Digitization Projects History

Digitization of the library collection of  the Leo Baeck Institute started with the  digitization of parts of the rare book collection in 2005 thanks to a generous grant from the Metropolitan New York Library Council  (METRO). In January 2005, METRO had launched its Digitization Grant Program as an effort to support digitization projects involving significant collections held by METRO member libraries in New York City and Westchester County. This initiative was and is supported in part by funds from the New York State Regional Bibliographic Databases Program.

A second Metro Grant provided funds to digitize a collection of rare  artist portfolios in 2008.

Private digitization funds were used to digitize important 16th century texts from “The Rare Book Collection of Frank L. Herz.”  This collection focuses on the famous Renaissance controversy between the Christian Hebraist Johannes Reuchlin and the anti-Jewish agitator Johannes Pfefferkorn, who was trying to lobby for the destruction of all Jewish books.

Another privately funded project was the digitization of a collection of books designed by Ephraim Moses Lilien (1874-1925) an internationally renowned Austrian illustrator and printmaker who is often considered as the most prominent Jewish artist to be associated with Art Noveau or Jugendstil.

The Cahnman Foundation, New York, funded the acquisition and digitization of  “The Library of Book Designs by George Salter (1897-1967).”  For background on this project, please see this brief interview with Prof. Thomas Hansen, who collected the 300 books, book covers, and individual graphics.

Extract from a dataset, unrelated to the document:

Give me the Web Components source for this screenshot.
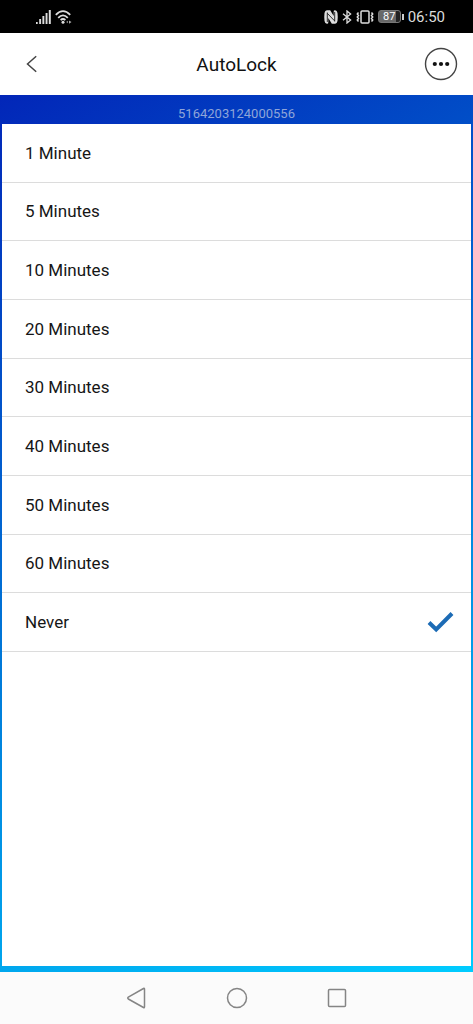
<!DOCTYPE html>
<html lang="en">
<head>
<meta charset="utf-8">
<meta name="viewport" content="width=device-width, initial-scale=1">
<title>AutoLock</title>
<style>
html, body { margin: 0; height: 100%; }
body { font-family: Roboto, "Noto Sans", sans-serif; color: #161616; background: #fff; }
</style>
</head>
<body>
<app-screen>
  <status-bar slot="status" time="06:50" battery="87"></status-bar>
  <title-bar slot="title">AutoLock</title-bar>
  <device-panel serial="5164203124000556">
    <option-list value="Never"></option-list>
  </device-panel>
  <nav-bar slot="nav"></nav-bar>
</app-screen>

<script>
function define(name, html, setup) {
  customElements.define(name, class extends HTMLElement {
    connectedCallback() {
      if (this.shadowRoot) return;
      const root = this.attachShadow({ mode: 'open' });
      const template = document.createElement('template');
      template.innerHTML = html;
      root.append(template.content.cloneNode(true));
      if (setup) setup(this, root);
    }
  });
}

define('app-screen', `
<style>
:host { display: flex; flex-direction: column; min-height: 100vh; }
main { flex: 1; display: flex; flex-direction: column; }
</style>
<slot name="status"></slot>
<slot name="title"></slot>
<main><slot></slot></main>
<slot name="nav"></slot>`);

define('status-bar', `
<style>
:host { display: flex; align-items: center; justify-content: space-between; box-sizing: border-box;
  height: 33px; padding: 0 28px 0 36px; background: #000; color: #dcdcdc; }
div { display: flex; align-items: center; gap: 4px; }
svg { display: block; }
.battery { display: flex; align-items: center; gap: 1px; }
.cell { box-sizing: border-box; width: 23px; height: 13px; border: 1px solid #777; border-radius: 3px;
  background: linear-gradient(90deg, #686868 80%, #222 80%); color: #fff; font-size: 11px; line-height: 11px; text-align: center; }
.tip { width: 2px; height: 6px; background: #ccc; }
time { font-size: 15px; line-height: 20px; }
</style>
<div>
  <svg width="15" height="14" viewBox="0 0 15 14" fill="#ddd"><path d="M0 12h1.700v2H0zM3.200 9h1.900v5h-1.900zM6.400 6h1.900v8h-1.900zM9.600 3h1.900v11h-1.900zM12.800 0h2v14h-2z"/></svg>
  <svg width="17" height="14" viewBox="0 0 17 14" fill="none" stroke="#ddd" stroke-width="1.8"><path d="M.8 4.800Q8-2.600 15.200 4.800M3.200 7.800Q8 3 12.800 7.800M5.600 10Q8 8 10.400 10"/><circle cx="8" cy="12.300" r="1.500" fill="#ddd" stroke="none"/><path d="M14 10.500l2.500 1.600-2.500 1.600zM12.800 10.800v2.400l-1.600-1.200z" fill="#aaa" stroke="none"/></svg>
</div>
<div>
  <svg width="14" height="14" viewBox="0 0 14 14"><path d="M3 .3H6.200L9.700 6V1.500Q9.600.3 11 .3Q13 .2 13.500 3Q14 7 13.500 11Q13 13.800 11 13.700H7.800L4.300 8V12.500Q4.400 13.700 3 13.700Q1 13.800.5 11Q0 7 .5 3Q1 .2 3 .3Z" fill="#ddd"/><path d="M3.300 2.500V12M3.500 3.500L10.500 10.800M10.700 2V11.500" fill="none" stroke="#000" stroke-width=".8"/></svg>
  <svg width="10" height="14" viewBox="0 0 10 14" fill="none" stroke="#ddd" stroke-width="1.3"><path d="M1 3.800l7.600 6.200L5 13V1l3.600 3L1 10.200"/></svg>
  <svg width="18" height="14" viewBox="0 0 18 14" fill="none" stroke="#ddd" stroke-width="1.5"><rect x="5" y="1" width="8" height="12" rx="1"/><path d="M2.500 2.500l-1.200 1.500 1.200 1.500-1.200 1.500 1.200 1.500-1.200 1.500 1.200 1.500M15.500 2.500l1.200 1.500-1.200 1.500 1.200 1.500-1.200 1.500 1.200 1.500-1.200 1.500"/></svg>
  <span class="battery"><span class="cell"></span><span class="tip"></span></span>
  <time></time>
</div>`, (host, root) => {
  root.querySelector('time').textContent = host.getAttribute('time');
  root.querySelector('.cell').textContent = host.getAttribute('battery');
});

define('title-bar', `
<style>
:host { display: block; }
header { display: grid; grid-template-columns: 48px 1fr 48px; align-items: center;
  height: 62px; padding: 0 8px; background: #fff; }
h1 { margin: 0; font-size: 19px; line-height: 24px; padding-top: 2px; font-weight: 400; text-align: center; color: #111; }
button { display: grid; place-items: center; height: 48px; padding: 0; border: 0; background: none; }
svg { display: block; }
</style>
<header>
  <button type="button" aria-label="Back"><svg width="12" height="18" viewBox="0 0 12 18" fill="none" stroke="#444" stroke-width="1.5"><path d="M10.200 1.200L1.500 9l8.700 7.800"/></svg></button>
  <h1><slot></slot></h1>
  <button type="button" aria-label="More"><svg width="34" height="34" viewBox="0 0 34 34"><circle cx="17" cy="17" r="15.500" fill="none" stroke="#444" stroke-width="1.400"/><g fill="#111"><circle cx="10.800" cy="17" r="2.100"/><circle cx="17" cy="17" r="2.100"/><circle cx="23.200" cy="17" r="2.100"/></g></svg></button>
</header>`);

define('device-panel', `
<style>
:host { flex: 1; display: flex; flex-direction: column; padding: 0 2px 6px;
  background: linear-gradient(152deg, #0226b8, #0078d8 50%, #00ccff); }
p { box-sizing: border-box; height: 29px; margin: 0; padding-top: 9px; font-size: 13px; line-height: 20px;
  text-align: center; color: #8fa5d8; }
section { flex: 1; background: #fff; }
</style>
<p></p>
<section><slot></slot></section>`, (host, root) => {
  root.querySelector('p').textContent = host.getAttribute('serial');
});

define('option-list', `
<style>
:host { display: block; }
.options { display: grid; grid-auto-rows: 1fr; min-height: 528px; }
label { display: flex; align-items: center;
  padding: 0 17px 0 23px; border-bottom: 1px solid #dcdcdc; font-size: 17px; line-height: 24px; }
span { flex: 1; }
input { appearance: none; width: 0; height: 0; margin: 0; }
svg { display: none; }
input:checked + svg { display: block; }
</style>
<div class="options" role="radiogroup" aria-label="AutoLock"></div>`, (host, root) => {
  const names = ['1 Minute', '5 Minutes', '10 Minutes', '20 Minutes', '30 Minutes',
    '40 Minutes', '50 Minutes', '60 Minutes', 'Never'];
  root.querySelector('.options').innerHTML = names.map(name => `
    <label><span>${name}</span><input type="radio" name="delay" value="${name}"${name === host.getAttribute('value') ? ' checked' : ''}><svg width="27" height="22" viewBox="0 0 27 22" fill="none" stroke="#1c6bb5" stroke-width="4"><path d="M2 11.500L9.200 18.500L25 2.500"/></svg></label>`).join('');
});

define('nav-bar', `
<style>
:host { display: block; }
nav { display: flex; justify-content: center; align-items: center; gap: 52px; height: 52px; background: #fbfbfb; }
button { display: grid; place-items: center; width: 48px; height: 48px; padding: 0; border: 0; background: none; }
svg { display: block; fill: none; stroke: #858585; stroke-width: 1.5; stroke-linejoin: round; }
</style>
<nav aria-label="System">
  <button type="button" aria-label="Back"><svg width="22" height="22" viewBox="0 0 22 22"><path d="M17.500 1.500Q18.500 1 18.500 2.300V19.700Q18.500 21 17.500 20.500L2.300 12Q1.200 11 2.300 10.200Z"/></svg></button>
  <button type="button" aria-label="Home"><svg width="22" height="22" viewBox="0 0 22 22"><circle cx="11" cy="11" r="9.500"/></svg></button>
  <button type="button" aria-label="Recents"><svg width="22" height="22" viewBox="0 0 22 22"><rect x="2.500" y="2.500" width="17" height="17" rx="1"/></svg></button>
</nav>`);
</script>
</body>
</html>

In 2011 we were awarded a joint NEH/DFG grant together with the Judaica Collection at the University in Frankfurt to add books to the so-called Freimann Collection. The $180,000 grant allowed the LBI library to digitize about 1,000 books that have been identified as missing from the Frankfurt Library’s Judaica collection as reported in the New York Times. The project was successfully completed in 2014. The project is described in this 2015 IFLA article: The challenges of reconstructing cultural heritage: An international digital collaboration.

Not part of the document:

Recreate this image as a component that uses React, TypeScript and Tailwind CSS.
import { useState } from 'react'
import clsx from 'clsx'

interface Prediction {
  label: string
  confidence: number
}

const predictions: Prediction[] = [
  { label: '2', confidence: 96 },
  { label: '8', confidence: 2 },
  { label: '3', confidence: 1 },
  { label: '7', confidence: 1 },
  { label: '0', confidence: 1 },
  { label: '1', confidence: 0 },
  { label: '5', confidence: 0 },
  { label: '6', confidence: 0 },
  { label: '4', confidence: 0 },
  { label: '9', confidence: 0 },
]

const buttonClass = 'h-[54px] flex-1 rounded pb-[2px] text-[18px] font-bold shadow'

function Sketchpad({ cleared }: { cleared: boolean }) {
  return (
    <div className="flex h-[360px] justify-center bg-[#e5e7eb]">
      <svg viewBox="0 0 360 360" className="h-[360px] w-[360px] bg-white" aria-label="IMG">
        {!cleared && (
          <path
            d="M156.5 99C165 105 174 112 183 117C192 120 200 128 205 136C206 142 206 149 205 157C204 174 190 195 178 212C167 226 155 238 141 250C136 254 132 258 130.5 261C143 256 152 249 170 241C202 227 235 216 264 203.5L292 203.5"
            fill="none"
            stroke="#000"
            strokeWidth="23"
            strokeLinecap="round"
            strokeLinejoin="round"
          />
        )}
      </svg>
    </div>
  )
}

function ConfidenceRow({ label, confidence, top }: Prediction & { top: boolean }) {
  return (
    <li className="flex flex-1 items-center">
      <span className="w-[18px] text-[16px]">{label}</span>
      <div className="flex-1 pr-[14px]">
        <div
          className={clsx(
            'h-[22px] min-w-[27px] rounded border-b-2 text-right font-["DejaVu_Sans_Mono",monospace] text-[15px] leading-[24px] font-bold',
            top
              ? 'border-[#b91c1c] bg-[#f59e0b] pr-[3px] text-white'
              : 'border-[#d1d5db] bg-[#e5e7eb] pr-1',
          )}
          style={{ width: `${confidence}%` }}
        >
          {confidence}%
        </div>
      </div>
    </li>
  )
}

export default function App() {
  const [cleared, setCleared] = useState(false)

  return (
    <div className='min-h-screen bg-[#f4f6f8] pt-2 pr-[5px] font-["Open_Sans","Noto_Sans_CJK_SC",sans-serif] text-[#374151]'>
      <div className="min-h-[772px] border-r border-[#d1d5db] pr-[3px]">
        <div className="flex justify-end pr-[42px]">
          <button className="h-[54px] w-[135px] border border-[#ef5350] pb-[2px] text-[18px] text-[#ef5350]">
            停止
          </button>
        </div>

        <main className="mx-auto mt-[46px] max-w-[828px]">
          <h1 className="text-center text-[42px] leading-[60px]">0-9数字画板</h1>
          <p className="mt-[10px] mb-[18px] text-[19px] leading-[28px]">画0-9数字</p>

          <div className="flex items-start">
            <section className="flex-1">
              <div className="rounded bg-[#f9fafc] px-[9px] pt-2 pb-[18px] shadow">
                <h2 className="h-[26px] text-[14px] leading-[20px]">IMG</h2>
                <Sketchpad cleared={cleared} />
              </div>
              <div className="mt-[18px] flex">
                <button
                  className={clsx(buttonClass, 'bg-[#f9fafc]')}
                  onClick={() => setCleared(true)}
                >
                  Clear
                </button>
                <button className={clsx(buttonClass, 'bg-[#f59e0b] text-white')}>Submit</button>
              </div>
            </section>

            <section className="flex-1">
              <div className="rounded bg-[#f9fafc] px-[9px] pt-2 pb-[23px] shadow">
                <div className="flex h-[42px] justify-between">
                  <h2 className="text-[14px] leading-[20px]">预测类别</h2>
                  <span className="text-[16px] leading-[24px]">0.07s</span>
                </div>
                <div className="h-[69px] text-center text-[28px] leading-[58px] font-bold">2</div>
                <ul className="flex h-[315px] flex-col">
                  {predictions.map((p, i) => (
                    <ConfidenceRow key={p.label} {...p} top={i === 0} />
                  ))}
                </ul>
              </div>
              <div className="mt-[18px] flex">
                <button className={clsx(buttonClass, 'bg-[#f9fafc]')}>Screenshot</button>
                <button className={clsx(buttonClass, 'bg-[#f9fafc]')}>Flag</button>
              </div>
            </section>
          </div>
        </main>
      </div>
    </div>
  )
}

In 2012 we digitized Aufbau,  the leading exile journal for German-speaking Jews, which was published between 1934 and 2004.  The project was funded by the Metropolitan New York Library Council.

In 2012,  the LBI library also started to digitize other titles from its rich periodicals collections, they can be accessed via the LBI Library Online Periodical Collection portal at Internet Archives as well as through DigiBaeck.  Funding was provided by the Metropolitan New York Library Council and private donors and the periodicals were digitized from existing microfilms. -Since 2017, the Gruss Lipper Digital Laboratory at the Center for Jewish History has digitized 110 periodical titles directly from the original periodicals.
In addition, the LBI Library is pursuing grant application together with the Judaica Collection in Frankfurt to merge the LBI digitized periodicals with the Frankfurt Compact Memory Portal. We were able to add about  60 digitized periodicals from the collections of the Leo Baeck Institute  to the Compact Memory Portal in 2018.

As of November 2018, 207 periodicals have been digitized and are accessible online; about 50 additional titles are in process.